## WORK REQUIRED
Your task is to copy the listing exactly. Drop any pictures from the copy.

## PROVIDED RECORDS
** BEGIN **

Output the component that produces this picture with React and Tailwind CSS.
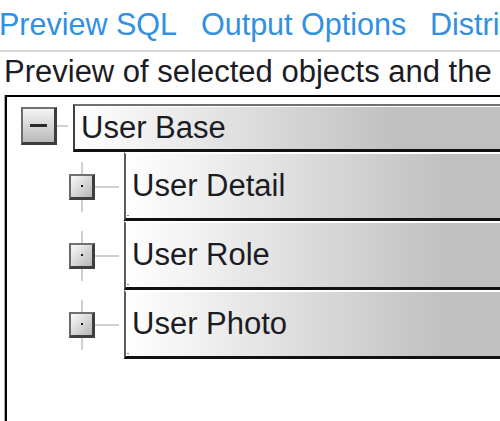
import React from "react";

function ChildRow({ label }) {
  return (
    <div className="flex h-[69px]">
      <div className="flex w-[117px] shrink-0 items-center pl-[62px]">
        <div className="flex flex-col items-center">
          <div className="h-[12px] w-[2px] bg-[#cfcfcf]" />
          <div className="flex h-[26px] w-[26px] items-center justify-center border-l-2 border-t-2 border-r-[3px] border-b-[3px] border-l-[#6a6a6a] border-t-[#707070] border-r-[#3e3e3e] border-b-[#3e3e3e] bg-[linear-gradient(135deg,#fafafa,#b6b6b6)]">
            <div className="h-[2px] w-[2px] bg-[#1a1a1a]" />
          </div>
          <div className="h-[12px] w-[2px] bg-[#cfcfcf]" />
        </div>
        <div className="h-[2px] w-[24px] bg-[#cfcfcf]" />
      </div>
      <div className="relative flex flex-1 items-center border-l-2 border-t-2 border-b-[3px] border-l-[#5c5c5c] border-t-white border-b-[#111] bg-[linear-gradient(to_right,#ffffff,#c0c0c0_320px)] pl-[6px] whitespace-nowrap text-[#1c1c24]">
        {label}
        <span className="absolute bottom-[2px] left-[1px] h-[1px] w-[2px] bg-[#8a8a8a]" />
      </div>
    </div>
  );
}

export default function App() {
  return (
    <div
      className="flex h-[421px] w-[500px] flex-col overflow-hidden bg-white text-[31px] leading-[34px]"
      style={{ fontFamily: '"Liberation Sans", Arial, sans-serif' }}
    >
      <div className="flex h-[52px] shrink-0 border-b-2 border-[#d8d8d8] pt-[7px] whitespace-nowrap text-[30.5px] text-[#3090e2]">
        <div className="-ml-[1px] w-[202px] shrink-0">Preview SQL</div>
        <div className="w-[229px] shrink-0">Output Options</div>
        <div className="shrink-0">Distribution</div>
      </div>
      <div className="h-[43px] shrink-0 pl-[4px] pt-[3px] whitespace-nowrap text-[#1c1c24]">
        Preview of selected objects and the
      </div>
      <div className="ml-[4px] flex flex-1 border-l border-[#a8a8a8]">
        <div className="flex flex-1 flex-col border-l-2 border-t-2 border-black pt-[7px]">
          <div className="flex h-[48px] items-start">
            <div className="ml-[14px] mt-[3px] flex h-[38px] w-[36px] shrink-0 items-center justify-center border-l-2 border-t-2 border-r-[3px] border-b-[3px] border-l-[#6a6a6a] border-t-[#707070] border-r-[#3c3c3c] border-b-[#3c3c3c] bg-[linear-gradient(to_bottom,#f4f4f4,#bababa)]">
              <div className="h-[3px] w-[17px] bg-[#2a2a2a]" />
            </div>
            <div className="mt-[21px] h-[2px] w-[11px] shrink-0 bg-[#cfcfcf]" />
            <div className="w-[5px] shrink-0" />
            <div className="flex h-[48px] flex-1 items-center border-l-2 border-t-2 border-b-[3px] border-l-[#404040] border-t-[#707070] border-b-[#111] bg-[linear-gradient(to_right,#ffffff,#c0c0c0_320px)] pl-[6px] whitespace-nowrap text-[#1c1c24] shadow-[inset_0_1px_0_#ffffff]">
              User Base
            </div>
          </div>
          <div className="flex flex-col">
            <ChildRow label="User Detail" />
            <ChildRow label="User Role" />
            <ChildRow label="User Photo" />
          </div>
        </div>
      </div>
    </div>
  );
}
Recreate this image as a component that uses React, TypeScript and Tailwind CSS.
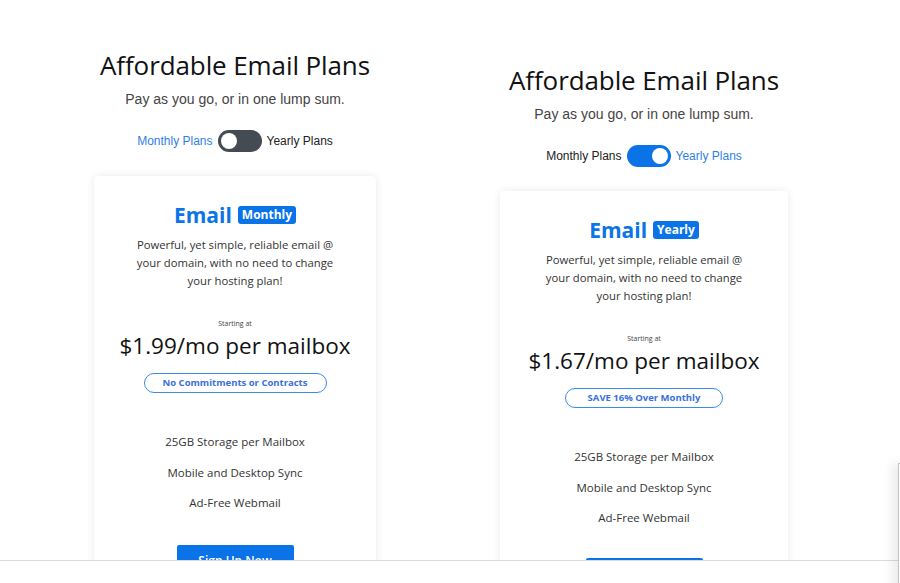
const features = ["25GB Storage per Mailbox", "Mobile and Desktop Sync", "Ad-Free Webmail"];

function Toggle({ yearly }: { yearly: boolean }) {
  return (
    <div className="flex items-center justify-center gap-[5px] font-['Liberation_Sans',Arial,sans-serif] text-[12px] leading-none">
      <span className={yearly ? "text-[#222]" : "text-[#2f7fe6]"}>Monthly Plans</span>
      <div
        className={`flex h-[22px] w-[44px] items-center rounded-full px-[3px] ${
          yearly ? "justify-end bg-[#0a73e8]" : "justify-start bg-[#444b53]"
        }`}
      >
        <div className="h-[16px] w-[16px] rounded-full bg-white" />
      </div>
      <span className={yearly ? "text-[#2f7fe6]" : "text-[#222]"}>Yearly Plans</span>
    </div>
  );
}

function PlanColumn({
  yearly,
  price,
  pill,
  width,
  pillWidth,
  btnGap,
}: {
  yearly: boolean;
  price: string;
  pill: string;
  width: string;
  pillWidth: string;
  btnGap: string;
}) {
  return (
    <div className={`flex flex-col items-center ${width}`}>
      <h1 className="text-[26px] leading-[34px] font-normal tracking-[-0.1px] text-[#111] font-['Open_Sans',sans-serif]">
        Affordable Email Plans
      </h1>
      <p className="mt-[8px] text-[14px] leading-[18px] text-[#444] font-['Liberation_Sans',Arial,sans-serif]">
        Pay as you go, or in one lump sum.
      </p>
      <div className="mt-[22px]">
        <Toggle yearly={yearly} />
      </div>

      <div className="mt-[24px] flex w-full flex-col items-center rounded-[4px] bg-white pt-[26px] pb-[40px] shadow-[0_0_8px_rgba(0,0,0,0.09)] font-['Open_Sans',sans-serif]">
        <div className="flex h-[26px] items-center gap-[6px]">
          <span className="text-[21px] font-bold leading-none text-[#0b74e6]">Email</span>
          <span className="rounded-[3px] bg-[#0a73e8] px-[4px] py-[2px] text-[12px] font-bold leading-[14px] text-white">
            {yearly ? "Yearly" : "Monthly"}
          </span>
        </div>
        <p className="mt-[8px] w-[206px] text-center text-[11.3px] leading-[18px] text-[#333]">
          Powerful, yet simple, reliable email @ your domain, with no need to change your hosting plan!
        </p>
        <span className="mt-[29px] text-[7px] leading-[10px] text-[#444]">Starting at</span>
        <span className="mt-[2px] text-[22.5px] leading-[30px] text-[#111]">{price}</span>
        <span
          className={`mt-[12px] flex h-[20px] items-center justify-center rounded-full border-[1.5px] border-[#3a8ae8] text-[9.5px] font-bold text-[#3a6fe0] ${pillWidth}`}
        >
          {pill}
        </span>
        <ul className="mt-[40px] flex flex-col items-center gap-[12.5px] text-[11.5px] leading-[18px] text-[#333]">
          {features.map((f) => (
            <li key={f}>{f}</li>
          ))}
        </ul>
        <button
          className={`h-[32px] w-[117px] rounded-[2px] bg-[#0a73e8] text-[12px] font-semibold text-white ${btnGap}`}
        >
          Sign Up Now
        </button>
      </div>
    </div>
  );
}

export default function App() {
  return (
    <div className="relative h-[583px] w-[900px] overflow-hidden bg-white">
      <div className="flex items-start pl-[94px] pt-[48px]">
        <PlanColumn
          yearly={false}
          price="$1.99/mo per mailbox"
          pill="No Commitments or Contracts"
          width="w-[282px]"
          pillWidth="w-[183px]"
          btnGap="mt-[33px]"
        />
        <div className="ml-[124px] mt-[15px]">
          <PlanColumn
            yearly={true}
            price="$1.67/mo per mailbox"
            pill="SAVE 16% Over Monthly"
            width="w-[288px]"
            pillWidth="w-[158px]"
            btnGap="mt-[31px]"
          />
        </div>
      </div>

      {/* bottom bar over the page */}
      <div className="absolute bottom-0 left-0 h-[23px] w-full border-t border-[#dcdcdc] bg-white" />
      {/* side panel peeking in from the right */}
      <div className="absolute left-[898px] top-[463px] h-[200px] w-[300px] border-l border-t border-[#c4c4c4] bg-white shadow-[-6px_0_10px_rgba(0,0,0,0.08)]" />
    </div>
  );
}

** END **

## THE RESPONSE
Output the component that produces this picture with React and Tailwind CSS.
import React from "react";

function ChildRow({ label }) {
  return (
    <div className="flex h-[69px]">
      <div className="flex w-[117px] shrink-0 items-center pl-[62px]">
        <div className="flex flex-col items-center">
          <div className="h-[12px] w-[2px] bg-[#cfcfcf]" />
          <div className="flex h-[26px] w-[26px] items-center justify-center border-l-2 border-t-2 border-r-[3px] border-b-[3px] border-l-[#6a6a6a] border-t-[#707070] border-r-[#3e3e3e] border-b-[#3e3e3e] bg-[linear-gradient(135deg,#fafafa,#b6b6b6)]">
            <div className="h-[2px] w-[2px] bg-[#1a1a1a]" />
          </div>
          <div className="h-[12px] w-[2px] bg-[#cfcfcf]" />
        </div>
        <div className="h-[2px] w-[24px] bg-[#cfcfcf]" />
      </div>
      <div className="relative flex flex-1 items-center border-l-2 border-t-2 border-b-[3px] border-l-[#5c5c5c] border-t-white border-b-[#111] bg-[linear-gradient(to_right,#ffffff,#c0c0c0_320px)] pl-[6px] whitespace-nowrap text-[#1c1c24]">
        {label}
        <span className="absolute bottom-[2px] left-[1px] h-[1px] w-[2px] bg-[#8a8a8a]" />
      </div>
    </div>
  );
}

export default function App() {
  return (
    <div
      className="flex h-[421px] w-[500px] flex-col overflow-hidden bg-white text-[31px] leading-[34px]"
      style={{ fontFamily: '"Liberation Sans", Arial, sans-serif' }}
    >
      <div className="flex h-[52px] shrink-0 border-b-2 border-[#d8d8d8] pt-[7px] whitespace-nowrap text-[30.5px] text-[#3090e2]">
        <div className="-ml-[1px] w-[202px] shrink-0">Preview SQL</div>
        <div className="w-[229px] shrink-0">Output Options</div>
        <div className="shrink-0">Distribution</div>
      </div>
      <div className="h-[43px] shrink-0 pl-[4px] pt-[3px] whitespace-nowrap text-[#1c1c24]">
        Preview of selected objects and the
      </div>
      <div className="ml-[4px] flex flex-1 border-l border-[#a8a8a8]">
        <div className="flex flex-1 flex-col border-l-2 border-t-2 border-black pt-[7px]">
          <div className="flex h-[48px] items-start">
            <div className="ml-[14px] mt-[3px] flex h-[38px] w-[36px] shrink-0 items-center justify-center border-l-2 border-t-2 border-r-[3px] border-b-[3px] border-l-[#6a6a6a] border-t-[#707070] border-r-[#3c3c3c] border-b-[#3c3c3c] bg-[linear-gradient(to_bottom,#f4f4f4,#bababa)]">
              <div className="h-[3px] w-[17px] bg-[#2a2a2a]" />
            </div>
            <div className="mt-[21px] h-[2px] w-[11px] shrink-0 bg-[#cfcfcf]" />
            <div className="w-[5px] shrink-0" />
            <div className="flex h-[48px] flex-1 items-center border-l-2 border-t-2 border-b-[3px] border-l-[#404040] border-t-[#707070] border-b-[#111] bg-[linear-gradient(to_right,#ffffff,#c0c0c0_320px)] pl-[6px] whitespace-nowrap text-[#1c1c24] shadow-[inset_0_1px_0_#ffffff]">
              User Base
            </div>
          </div>
          <div className="flex flex-col">
            <ChildRow label="User Detail" />
            <ChildRow label="User Role" />
            <ChildRow label="User Photo" />
          </div>
        </div>
      </div>
    </div>
  );
}
Recreate this image as a component that uses React, TypeScript and Tailwind CSS.
const features = ["25GB Storage per Mailbox", "Mobile and Desktop Sync", "Ad-Free Webmail"];

function Toggle({ yearly }: { yearly: boolean }) {
  return (
    <div className="flex items-center justify-center gap-[5px] font-['Liberation_Sans',Arial,sans-serif] text-[12px] leading-none">
      <span className={yearly ? "text-[#222]" : "text-[#2f7fe6]"}>Monthly Plans</span>
      <div
        className={`flex h-[22px] w-[44px] items-center rounded-full px-[3px] ${
          yearly ? "justify-end bg-[#0a73e8]" : "justify-start bg-[#444b53]"
        }`}
      >
        <div className="h-[16px] w-[16px] rounded-full bg-white" />
      </div>
      <span className={yearly ? "text-[#2f7fe6]" : "text-[#222]"}>Yearly Plans</span>
    </div>
  );
}

function PlanColumn({
  yearly,
  price,
  pill,
  width,
  pillWidth,
  btnGap,
}: {
  yearly: boolean;
  price: string;
  pill: string;
  width: string;
  pillWidth: string;
  btnGap: string;
}) {
  return (
    <div className={`flex flex-col items-center ${width}`}>
      <h1 className="text-[26px] leading-[34px] font-normal tracking-[-0.1px] text-[#111] font-['Open_Sans',sans-serif]">
        Affordable Email Plans
      </h1>
      <p className="mt-[8px] text-[14px] leading-[18px] text-[#444] font-['Liberation_Sans',Arial,sans-serif]">
        Pay as you go, or in one lump sum.
      </p>
      <div className="mt-[22px]">
        <Toggle yearly={yearly} />
      </div>

      <div className="mt-[24px] flex w-full flex-col items-center rounded-[4px] bg-white pt-[26px] pb-[40px] shadow-[0_0_8px_rgba(0,0,0,0.09)] font-['Open_Sans',sans-serif]">
        <div className="flex h-[26px] items-center gap-[6px]">
          <span className="text-[21px] font-bold leading-none text-[#0b74e6]">Email</span>
          <span className="rounded-[3px] bg-[#0a73e8] px-[4px] py-[2px] text-[12px] font-bold leading-[14px] text-white">
            {yearly ? "Yearly" : "Monthly"}
          </span>
        </div>
        <p className="mt-[8px] w-[206px] text-center text-[11.3px] leading-[18px] text-[#333]">
          Powerful, yet simple, reliable email @ your domain, with no need to change your hosting plan!
        </p>
        <span className="mt-[29px] text-[7px] leading-[10px] text-[#444]">Starting at</span>
        <span className="mt-[2px] text-[22.5px] leading-[30px] text-[#111]">{price}</span>
        <span
          className={`mt-[12px] flex h-[20px] items-center justify-center rounded-full border-[1.5px] border-[#3a8ae8] text-[9.5px] font-bold text-[#3a6fe0] ${pillWidth}`}
        >
          {pill}
        </span>
        <ul className="mt-[40px] flex flex-col items-center gap-[12.5px] text-[11.5px] leading-[18px] text-[#333]">
          {features.map((f) => (
            <li key={f}>{f}</li>
          ))}
        </ul>
        <button
          className={`h-[32px] w-[117px] rounded-[2px] bg-[#0a73e8] text-[12px] font-semibold text-white ${btnGap}`}
        >
          Sign Up Now
        </button>
      </div>
    </div>
  );
}

export default function App() {
  return (
    <div className="relative h-[583px] w-[900px] overflow-hidden bg-white">
      <div className="flex items-start pl-[94px] pt-[48px]">
        <PlanColumn
          yearly={false}
          price="$1.99/mo per mailbox"
          pill="No Commitments or Contracts"
          width="w-[282px]"
          pillWidth="w-[183px]"
          btnGap="mt-[33px]"
        />
        <div className="ml-[124px] mt-[15px]">
          <PlanColumn
            yearly={true}
            price="$1.67/mo per mailbox"
            pill="SAVE 16% Over Monthly"
            width="w-[288px]"
            pillWidth="w-[158px]"
            btnGap="mt-[31px]"
          />
        </div>
      </div>

      {/* bottom bar over the page */}
      <div className="absolute bottom-0 left-0 h-[23px] w-full border-t border-[#dcdcdc] bg-white" />
      {/* side panel peeking in from the right */}
      <div className="absolute left-[898px] top-[463px] h-[200px] w-[300px] border-l border-t border-[#c4c4c4] bg-white shadow-[-6px_0_10px_rgba(0,0,0,0.08)]" />
    </div>
  );
}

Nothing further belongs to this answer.